Ohio is far from the edges of Earth's major tectonic plates, with the nearest ones in the Atlantic Ocean and the Caribbean Sea, the U.S. Geological Survey explains on its website. Still, there are many known faults in this region, with the federal agency noting that it is likely there are additional "smaller or deeply buried" ones that haven't been detected. While earthquakes are not unprecedented in the area, the rate of them in the past year has been unusual. That fact led Zehringer, the Ohio department head, to act late last week. "While conclusive evidence cannot link the seismic activity to the well, Zehringer has adopted an approach requiring prudence and caution regarding the site," the natural resources department said Friday in a press release, explaining its decision to shut the first well.
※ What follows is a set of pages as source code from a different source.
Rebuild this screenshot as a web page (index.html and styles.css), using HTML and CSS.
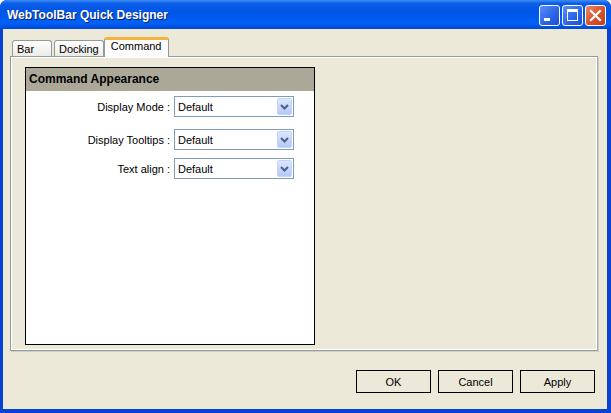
FILE: index.html
```html
<!DOCTYPE html>
<html lang="en">
<head>
  <meta charset="UTF-8">
  <title>WebToolBar Quick Designer</title>
  <link rel="stylesheet" href="styles.css">
</head>
<body>
  <div class="window">
    <div class="titlebar">
      <span class="title">WebToolBar Quick Designer</span>
      <div class="caption-btns">
        <button class="cap-btn"><span class="ico-min"></span></button>
        <button class="cap-btn"><span class="ico-max"></span></button>
        <button class="cap-btn close-btn">
          <svg width="13" height="13" viewBox="0 0 13 13"><path d="M2 2 L11 11 M11 2 L2 11" stroke="#fff" stroke-width="2.2" stroke-linecap="square"/></svg>
        </button>
      </div>
    </div>

    <div class="client">
      <div class="tabs">
        <div class="tab">Bar</div>
        <div class="tab">Docking</div>
        <div class="tab active">Command</div>
      </div>
      <div class="tab-panel">
        <div class="group">
          <div class="group-head">Command Appearance</div>
          <div class="group-body">
            <div class="row">
              <label>Display Mode :</label>
              <div class="combo"><span>Default</span><i class="drop"><svg width="9" height="6" viewBox="0 0 9 6"><path d="M1 1 L4.5 4.5 L8 1" stroke="#4d6185" stroke-width="2" fill="none"/></svg></i></div>
            </div>
            <div class="row">
              <label>Display Tooltips :</label>
              <div class="combo"><span>Default</span><i class="drop"><svg width="9" height="6" viewBox="0 0 9 6"><path d="M1 1 L4.5 4.5 L8 1" stroke="#4d6185" stroke-width="2" fill="none"/></svg></i></div>
            </div>
            <div class="row tight">
              <label>Text align :</label>
              <div class="combo"><span>Default</span><i class="drop"><svg width="9" height="6" viewBox="0 0 9 6"><path d="M1 1 L4.5 4.5 L8 1" stroke="#4d6185" stroke-width="2" fill="none"/></svg></i></div>
            </div>
          </div>
        </div>
      </div>
      <div class="buttons">
        <button class="btn">OK</button>
        <button class="btn">Cancel</button>
        <button class="btn">Apply</button>
      </div>
    </div>
  </div>
</body>
</html>
```

FILE: styles.css
```css
body {
  margin: 0;
  width: 611px;
  height: 413px;
  overflow: hidden;
  font-family: "Liberation Sans", Arial, sans-serif;
  font-size: 11px;
  background: #ffffff;
}
.window {
  width: 611px;
  height: 413px;
  box-sizing: border-box;
  background: #0842d4;
  border-radius: 7px 7px 0 0;
  padding: 0 4px 4px 3px;
  display: flex;
  flex-direction: column;
}
.titlebar {
  height: 29px;
  margin: 0 -4px 0 -3px;
  padding: 0 5px 0 7px;
  border-radius: 7px 7px 0 0;
  background: linear-gradient(#3d8cf5 0%, #0a5ee8 12%, #0055e5 40%, #0061f7 80%, #0052e0 92%, #0346d3 100%);
  display: flex;
  align-items: center;
  justify-content: space-between;
}
.title {
  color: #fff;
  font-weight: bold;
  font-size: 12px;
  font-family: "Liberation Sans", Arial, sans-serif;
  text-shadow: 1px 1px 0 #0a1f6a;
  padding-top: 1px;
}
.caption-btns {
  display: flex;
  gap: 2px;
  margin-top: 1px;
}
.cap-btn {
  width: 21px;
  height: 21px;
  border: 1px solid #fff;
  border-radius: 3px;
  background: linear-gradient(135deg, #5a8ff7 0%, #2a63e6 60%, #1b4fd8 100%);
  padding: 0;
  display: flex;
  align-items: center;
  justify-content: center;
}
.close-btn {
  background: linear-gradient(135deg, #e98a6e 0%, #d9542e 50%, #c3401c 100%);
}
.ico-min {
  width: 6px;
  height: 3px;
  background: #fff;
  margin: 9px 6px 0 0;
}
.ico-max {
  width: 9px;
  height: 8px;
  border: 1px solid #fff;
  border-top-width: 3px;
}
.client {
  flex: 1;
  background: #ece9d8;
  padding: 8px 7px 0 7px;
  display: flex;
  flex-direction: column;
}
.tabs {
  display: flex;
  align-items: flex-end;
  height: 19px;
  padding-left: 2px;
  gap: 2px;
}
.tab {
  height: 16px;
  box-sizing: border-box;
  border: 1px solid #919b9c;
  border-bottom: none;
  border-radius: 3px 3px 0 0;
  background: linear-gradient(#fefefe, #ecebe6);
  padding: 2px 4px 0 4px;
  color: #000;
}
.tab:first-child {
  width: 40px;
}
.tab.active {
  height: 20px;
  background: #fcfcfe;
  border-top: 3px solid #f4b43c;
  padding: 0 6px 0 6px;
  margin-bottom: -1px;
  margin-left: -2px;
  position: relative;
  z-index: 1;
}
.tab-panel {
  height: 295px;
  border: 1px solid #919b9c;
  border-right-color: #a3a8ab;
  box-shadow: inset 1px 1px 0 #fff, inset -1px -1px 0 #fff, 1px 1px 0 #d0d0c8;
  background: #ece9d8;
  padding: 10px 14px;
  box-sizing: border-box;
  margin-right: 2px;
}
.group {
  width: 290px;
  height: 278px;
  box-sizing: border-box;
  border: 1px solid #000;
  background: #fff;
}
.group-head {
  height: 23px;
  line-height: 23px;
  background: #aba898;
  font-weight: bold;
  font-size: 12px;
  padding-left: 3px;
  color: #000;
}
.group-body {
  padding-top: 5px;
}
.row {
  display: flex;
  align-items: center;
  height: 21px;
  margin-bottom: 12px;
}
.row.tight {
  margin-top: -4px;
}
.row label {
  width: 144px;
  text-align: right;
  padding-right: 4px;
  color: #000;
}
.combo {
  width: 120px;
  height: 21px;
  box-sizing: border-box;
  border: 1px solid #7f9db9;
  display: flex;
  align-items: center;
  justify-content: space-between;
  padding: 0 1px 0 3px;
}
.drop {
  width: 15px;
  height: 17px;
  border-radius: 2px;
  background: linear-gradient(#dce7fd, #b5c8f7);
  border: 1px solid #c3d3fd;
  box-sizing: border-box;
  display: flex;
  align-items: center;
  justify-content: center;
}
.buttons {
  display: flex;
  justify-content: flex-end;
  gap: 7px;
  padding: 19px 5px 0 0;
}
.btn {
  width: 75px;
  height: 23px;
  border: 1px solid #000;
  background: #ece9d8;
  font-family: "Liberation Sans", Arial, sans-serif;
  font-size: 11px;
  color: #000;
  padding: 0;
}
```
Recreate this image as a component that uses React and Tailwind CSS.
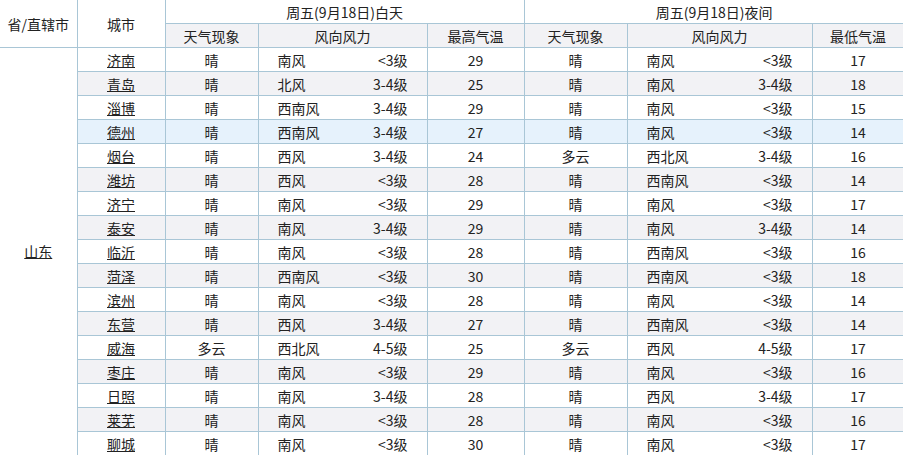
import React from "react";

const rows = [
  ["济南", "晴", "南风", "<3级", "29", "晴", "南风", "<3级", "17"],
  ["青岛", "晴", "北风", "3-4级", "25", "晴", "南风", "3-4级", "18"],
  ["淄博", "晴", "西南风", "3-4级", "29", "晴", "南风", "<3级", "15"],
  ["德州", "晴", "西南风", "3-4级", "27", "晴", "南风", "<3级", "14"],
  ["烟台", "晴", "西风", "3-4级", "24", "多云", "西北风", "3-4级", "16"],
  ["潍坊", "晴", "西风", "<3级", "28", "晴", "西南风", "<3级", "14"],
  ["济宁", "晴", "南风", "<3级", "29", "晴", "南风", "<3级", "17"],
  ["泰安", "晴", "南风", "3-4级", "29", "晴", "南风", "3-4级", "14"],
  ["临沂", "晴", "南风", "<3级", "28", "晴", "西南风", "<3级", "16"],
  ["菏泽", "晴", "西南风", "<3级", "30", "晴", "西南风", "<3级", "18"],
  ["滨州", "晴", "南风", "<3级", "28", "晴", "南风", "<3级", "14"],
  ["东营", "晴", "西风", "3-4级", "27", "晴", "西南风", "<3级", "14"],
  ["威海", "多云", "西北风", "4-5级", "25", "多云", "西风", "4-5级", "17"],
  ["枣庄", "晴", "南风", "<3级", "29", "晴", "南风", "<3级", "16"],
  ["日照", "晴", "南风", "3-4级", "28", "晴", "西风", "3-4级", "17"],
  ["莱芜", "晴", "南风", "<3级", "28", "晴", "南风", "<3级", "16"],
  ["聊城", "晴", "南风", "<3级", "30", "晴", "南风", "<3级", "17"],
];

const cell = "border border-[#a9c6d6] p-0 text-center align-middle";

function Wind({ dir, lvl }) {
  return (
    <div className="flex items-center justify-between px-[19px]">
      <span>{dir}</span>
      <span>{lvl}</span>
    </div>
  );
}

export default function App() {
  return (
    <div
      className="w-[903px] h-[455px] overflow-hidden bg-white text-[#222] text-[14px] leading-[22px]"
      style={{ fontFamily: '"Noto Sans CJK SC", "Noto Sans", sans-serif' }}
    >
      <table className="table-fixed border-collapse w-[904px] -mt-px">
        <colgroup>
          <col className="w-[77px]" />
          <col className="w-[88px]" />
          <col className="w-[93px]" />
          <col className="w-[169px]" />
          <col className="w-[97px]" />
          <col className="w-[103px]" />
          <col className="w-[185px]" />
          <col className="w-[92px]" />
        </colgroup>
        <thead>
          <tr className="h-[24px]">
            <th rowSpan={2} className={`${cell} font-normal border-l-0`}>省/直辖市</th>
            <th rowSpan={2} className={`${cell} font-normal`}>城市</th>
            <th colSpan={3} className={`${cell} font-normal`}>周五(9月18日)白天</th>
            <th colSpan={3} className={`${cell} font-normal`}>周五(9月18日)夜间</th>
          </tr>
          <tr className="h-[24px] bg-[#f2f2f5]">
            <th className={`${cell} font-normal`}>天气现象</th>
            <th className={`${cell} font-normal`}>风向风力</th>
            <th className={`${cell} font-normal`}>最高气温</th>
            <th className={`${cell} font-normal`}>天气现象</th>
            <th className={`${cell} font-normal`}>风向风力</th>
            <th className={`${cell} font-normal`}>最低气温</th>
          </tr>
        </thead>
        <tbody>
          {rows.map((r, i) => {
            const bg =
              r[0] === "德州"
                ? "bg-[#e6f2fc]"
                : i % 2 === 1
                ? "bg-[#f2f2f5]"
                : "bg-white";
            return (
              <tr key={r[0]} className={`h-[24px] ${bg}`}>
                {i === 0 && (
                  <td rowSpan={rows.length + 1} className={`${cell} bg-white border-l-0 align-top`}>
                    <div className="h-[192px]" />
                    <span className="underline">山东</span>
                  </td>
                )}
                <td className={cell}>
                  <span className="underline">{r[0]}</span>
                </td>
                <td className={cell}>{r[1]}</td>
                <td className={cell}>
                  <Wind dir={r[2]} lvl={r[3]} />
                </td>
                <td className={cell}>{r[4]}</td>
                <td className={cell}>{r[5]}</td>
                <td className={cell}>
                  <Wind dir={r[6]} lvl={r[7]} />
                </td>
                <td className={cell}>{r[8]}</td>
              </tr>
            );
          })}
        </tbody>
      </table>
    </div>
  );
}
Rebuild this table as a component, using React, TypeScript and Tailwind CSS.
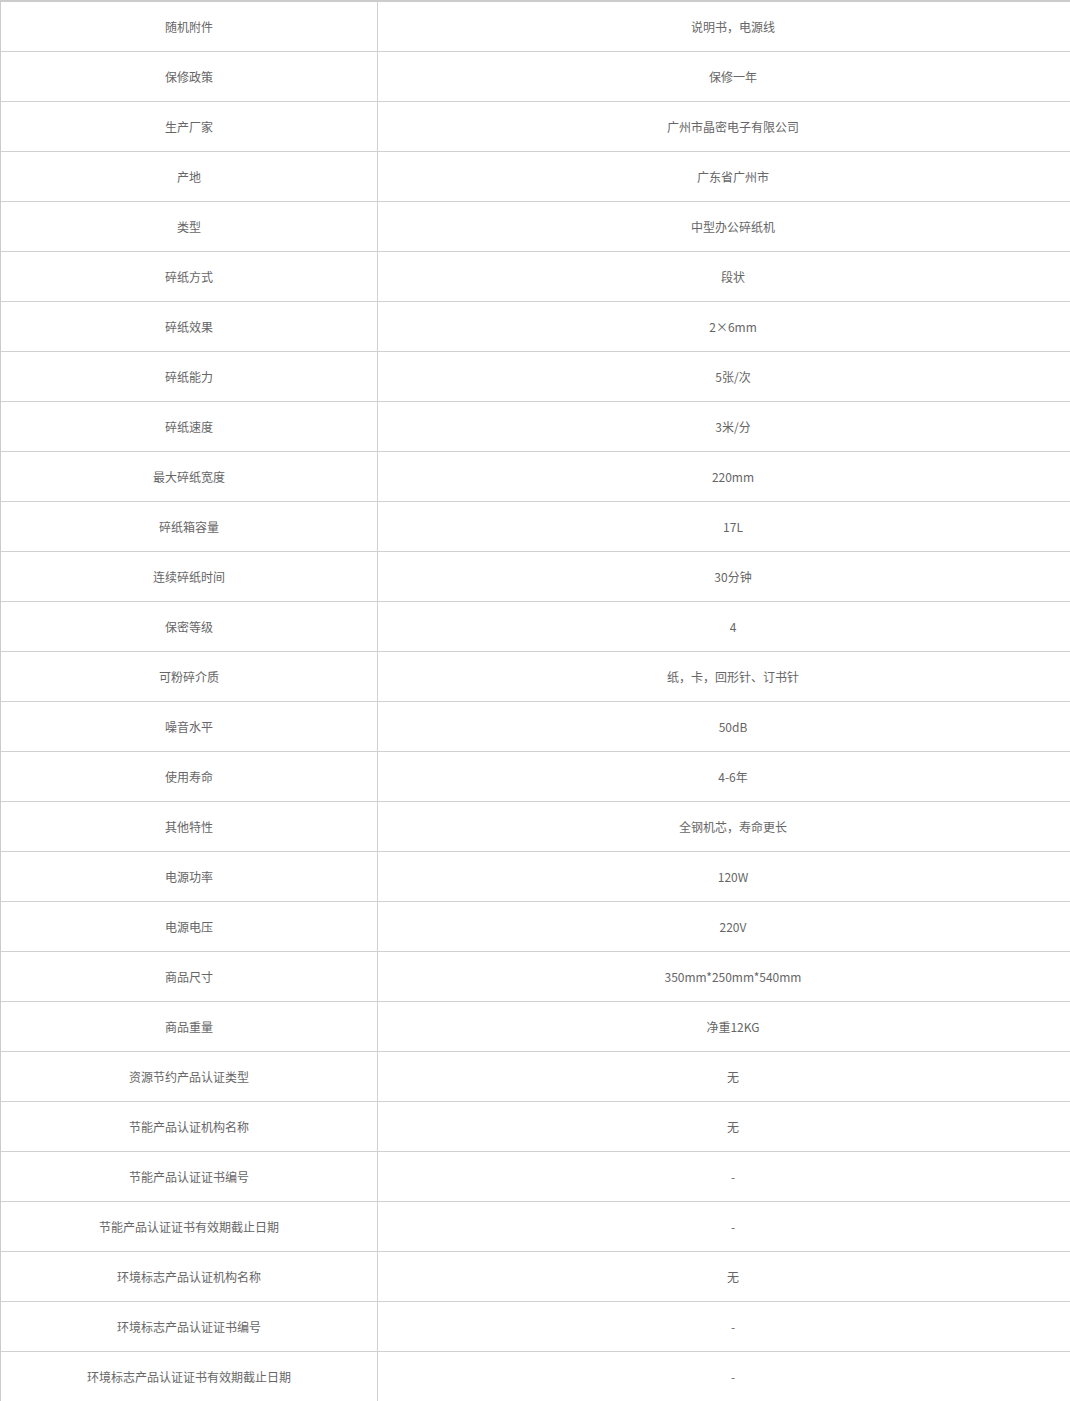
const specs: [string, string][] = [
  ["随机附件", "说明书，电源线"],
  ["保修政策", "保修一年"],
  ["生产厂家", "广州市晶密电子有限公司"],
  ["产地", "广东省广州市"],
  ["类型", "中型办公碎纸机"],
  ["碎纸方式", "段状"],
  ["碎纸效果", "2×6mm"],
  ["碎纸能力", "5张/次"],
  ["碎纸速度", "3米/分"],
  ["最大碎纸宽度", "220mm"],
  ["碎纸箱容量", "17L"],
  ["连续碎纸时间", "30分钟"],
  ["保密等级", "4"],
  ["可粉碎介质", "纸，卡，回形针、订书针"],
  ["噪音水平", "50dB"],
  ["使用寿命", "4-6年"],
  ["其他特性", "全钢机芯，寿命更长"],
  ["电源功率", "120W"],
  ["电源电压", "220V"],
  ["商品尺寸", "350mm*250mm*540mm"],
  ["商品重量", "净重12KG"],
  ["资源节约产品认证类型", "无"],
  ["节能产品认证机构名称", "无"],
  ["节能产品认证证书编号", "-"],
  ["节能产品认证证书有效期截止日期", "-"],
  ["环境标志产品认证机构名称", "无"],
  ["环境标志产品认证证书编号", "-"],
  ["环境标志产品认证证书有效期截止日期", "-"],
];

export default function App() {
  return (
    <div className="w-[1070px] h-[1401px] overflow-hidden bg-white">
      <div
        className="w-[1088px] border-t-2 border-l border-[#cccccc] text-[12px] text-[#666666]"
        style={{ fontFamily: '"Noto Sans CJK SC", "Noto Sans", sans-serif' }}
      >
        {specs.map(([name, value]) => (
          <div key={name} className="flex h-[50px] border-b border-[#d0d0d0]">
            <div className="w-[377px] flex items-center justify-center border-r border-[#d0d0d0]">
              {name}
            </div>
            <div className="flex-1 flex items-center justify-center">{value}</div>
          </div>
        ))}
      </div>
    </div>
  );
}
Ben Lupo -- CEO of D&L Energy, an independent natural gas and oil exploration, production and marketing group that is affiliated with the first well that was closed -- recently told CNN affiliate WKBN that there's full cooperation with experts, though he expressed grave doubts that the injection wells were to blame for the quakes. "We have approximately 1,000 wells between Ohio and Pennsylvania and we've never had a problem ... with an earthquake or spill," Lupo said.

Dr. Won-Young Kim, one of the Columbia University experts asked by the state to examine possible connections between fracking and seismic activity, said that a problem could arise if fluid moves through the ground and affects "a weak fault, waiting to be triggered." He explained the underground waste "slowly migrates" and could cause issues miles away, adding that the danger could persist for some time as the fluid travels and seeps down toward the fault. "In my opinion, yes," the recent spate of earthquakes around Youngstown is related to a fluid-injection well, Kim stated -- though there has been no definitive determination, by the state or other authorities, indicating as much. There have been "moderately frequent" reports of earthquakes in northern Ohio since the first recorded one was reported in 1823, the federal agency noted. A 1986 tremor, measuring magnitude 4.8, caused some damage. Another in 1998 measured a 4.5 and was centered in northwest Pennsylvania. - CNN.
Meanwhile, an Ohio geologist is forecasting that more earthquakes are possible.

Rich Stottlemire of Girard said the cracks in his garage weren't there before Saturday's earthquake. "It's a very aggressive crack right through the foundation." There's more just outside of his front door. "It's kind of scary, it's actually the little things that you know people need to look at," he said. Seismologists determined the epicenter of the earthquake to be less than a tenth of a mile from D & L Energy's brine fluid injection well in Youngstown, which was voluntarily shut down Friday. This earthquake marked the 11th in the Valley since March, all of them within two miles of that well. "This idea that humans injecting fluids can cause earthquakes is not new," says Dr. Ray Beiersdorfer, a professor of geology at Youngstown State University. He said it's happened in other parts of the country. "What happens is the water acts as a lubricant so they are pumping water down at about 9,000 feet, and it was working it's way down in and it wound up serving as a lubricant, which then reduced the friction and we had the earthquake. This isn't the first time. About 300 million years ago when the rocks at Mill Creek Park were deposited, it's thought that these ancient faults were activated then and now they're being reactivated today." Following Saturday's earthquake, Governor John Kasich issued a ban on all injection well operations within a five-mile radius of the Youngstown D & L well. That ban will remain in effect until O.D.N.R. can further assess the situation. We contacted the C.E.O. of D & L Energy to see if he wanted to comment. He told us he's personally meeting with O.D.N.R. officials later this week and will make a statement once he himself has more information. - WYTV.